HSE censured by spending watchdog after sample audit reveals 'systemic' failings in procurement
The HSE has been censured by the state's spending watchdog for "systemic non-compliance" in its procurement policies after the health agency was found to have flouted purchasing rules in 30pc of cases audited in 2015.
The HSE spends €1.6bn on goods and services each year, so a 30pc non-compliance rate would translate to €480m worth of contracts that may have breached government guidelines.
The comparable result for HSE non-compliance in 2014 was 12pc, which reveals that the problem has worsened significantly, despite efforts by the Office of Government Procurement to impose tighter spending controls on the agency.
The Health Service Executive accounts for almost half of the country's public contracts.
In a briefing note sent to the Dail's Public Accounts Committee, the Comptroller and Auditor General revealed how the HSE has consistently failed to meet acceptable standards.
"Audits in recent years have consistently identified issues in relation to competitive procurement at HSE locations visited. On this basis, it can be reasonably concluded that non-compliance with procurement requirements in the HSE is systemic."
The watchdog's verdict on the HSE's conduct concludes: "Due to the significant levels of non-compliant procurement… the C&AG has drawn attention to this matter in his audit certificate."
Audit testing of HSE procurement in 2015 involved testing of procurement in five locations, to a total value of €26.9m.
In the sample audit, 30pc of purchasing deals were found not to be compliant with procurement rules.
In response to the findings, a HSE spokeswoman said: "The HSE is aware that compliance with procurement rules is a challenge across the system. This occurs for a variety of reasons but in order to address acknowledged compliance issues the HSE is currently finalising a three-year Procurement Plan.
"This will involve a series of measures being implemented across the system including contracts and frameworks being put in place across the categories of medical professional services. These also extend to medical and diagnostic equipment and supplies, medical surgical and pharmaceutical supplies."

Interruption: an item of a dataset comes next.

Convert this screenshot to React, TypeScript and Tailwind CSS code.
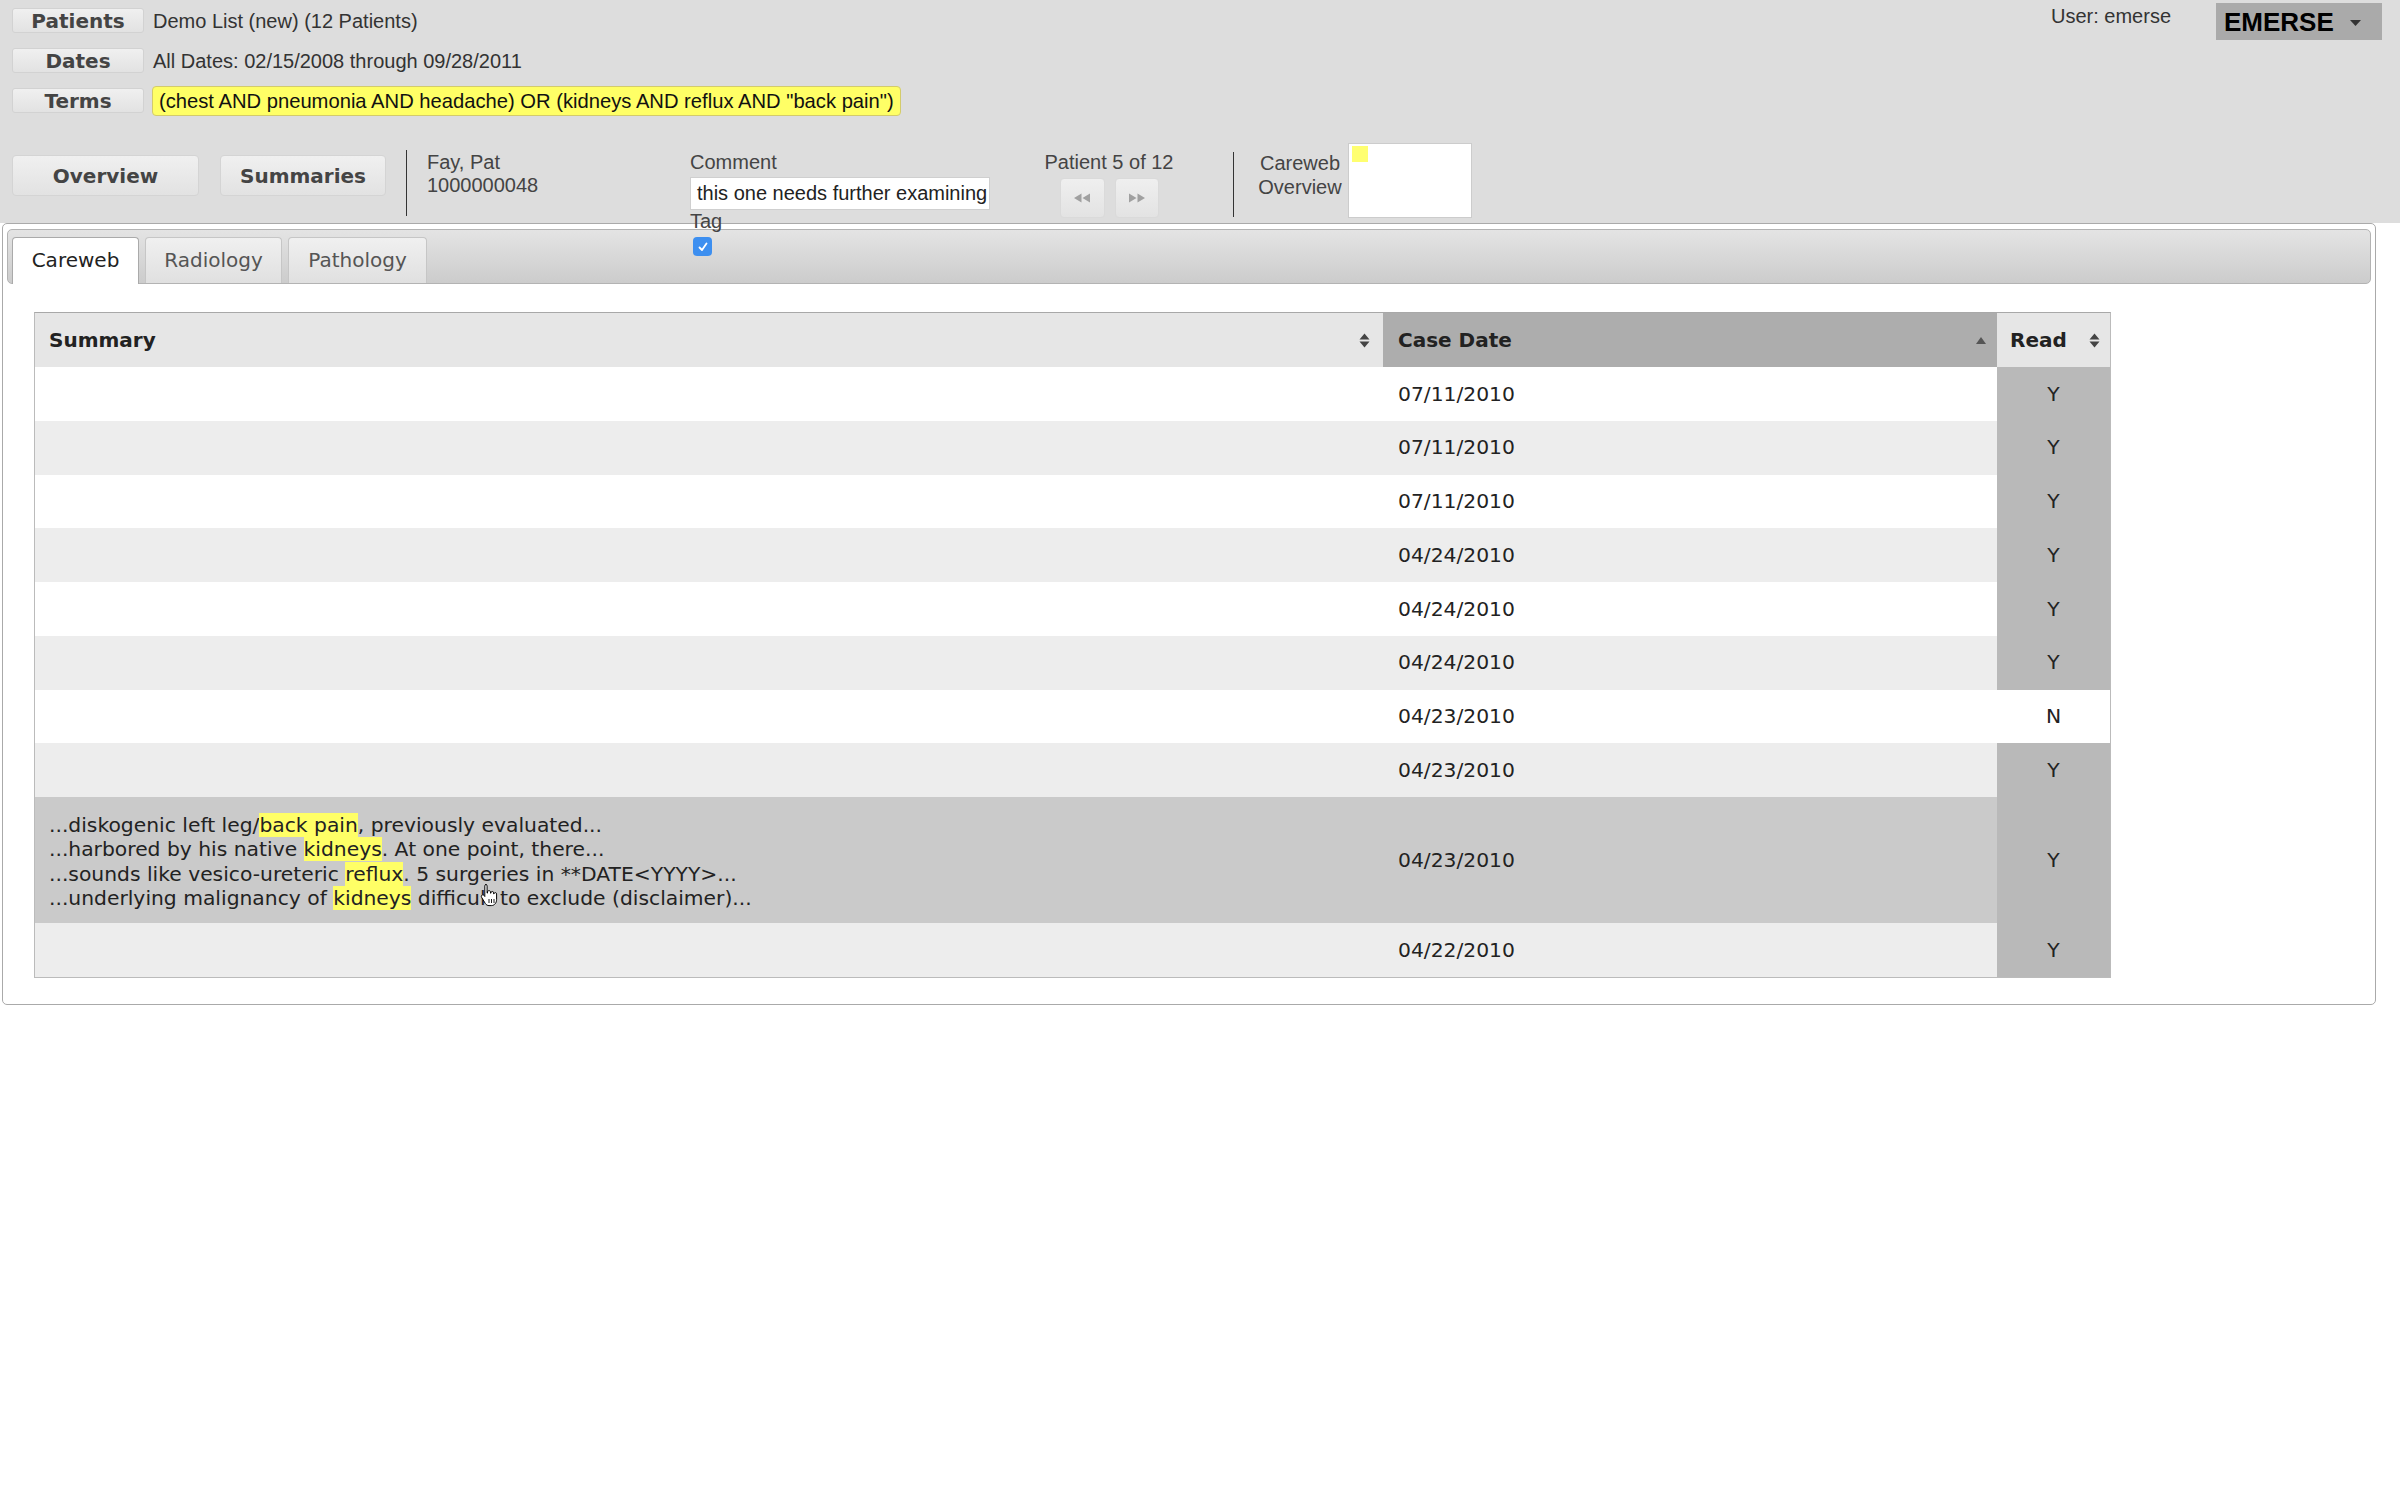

Outlining steps taken to solve the procurement crisis, the spokeswoman added: "The HSE will work with the Office of Government Procurement who have responsibility for putting contracts and frameworks in place for non health specific areas including professional services, facilities management, utilities, ICT and office equipment, fleet and plant and managed services. The plan will assist the HSE to address and improve the level of compliance. This is consistent with the new procurement model and approach across the public sector."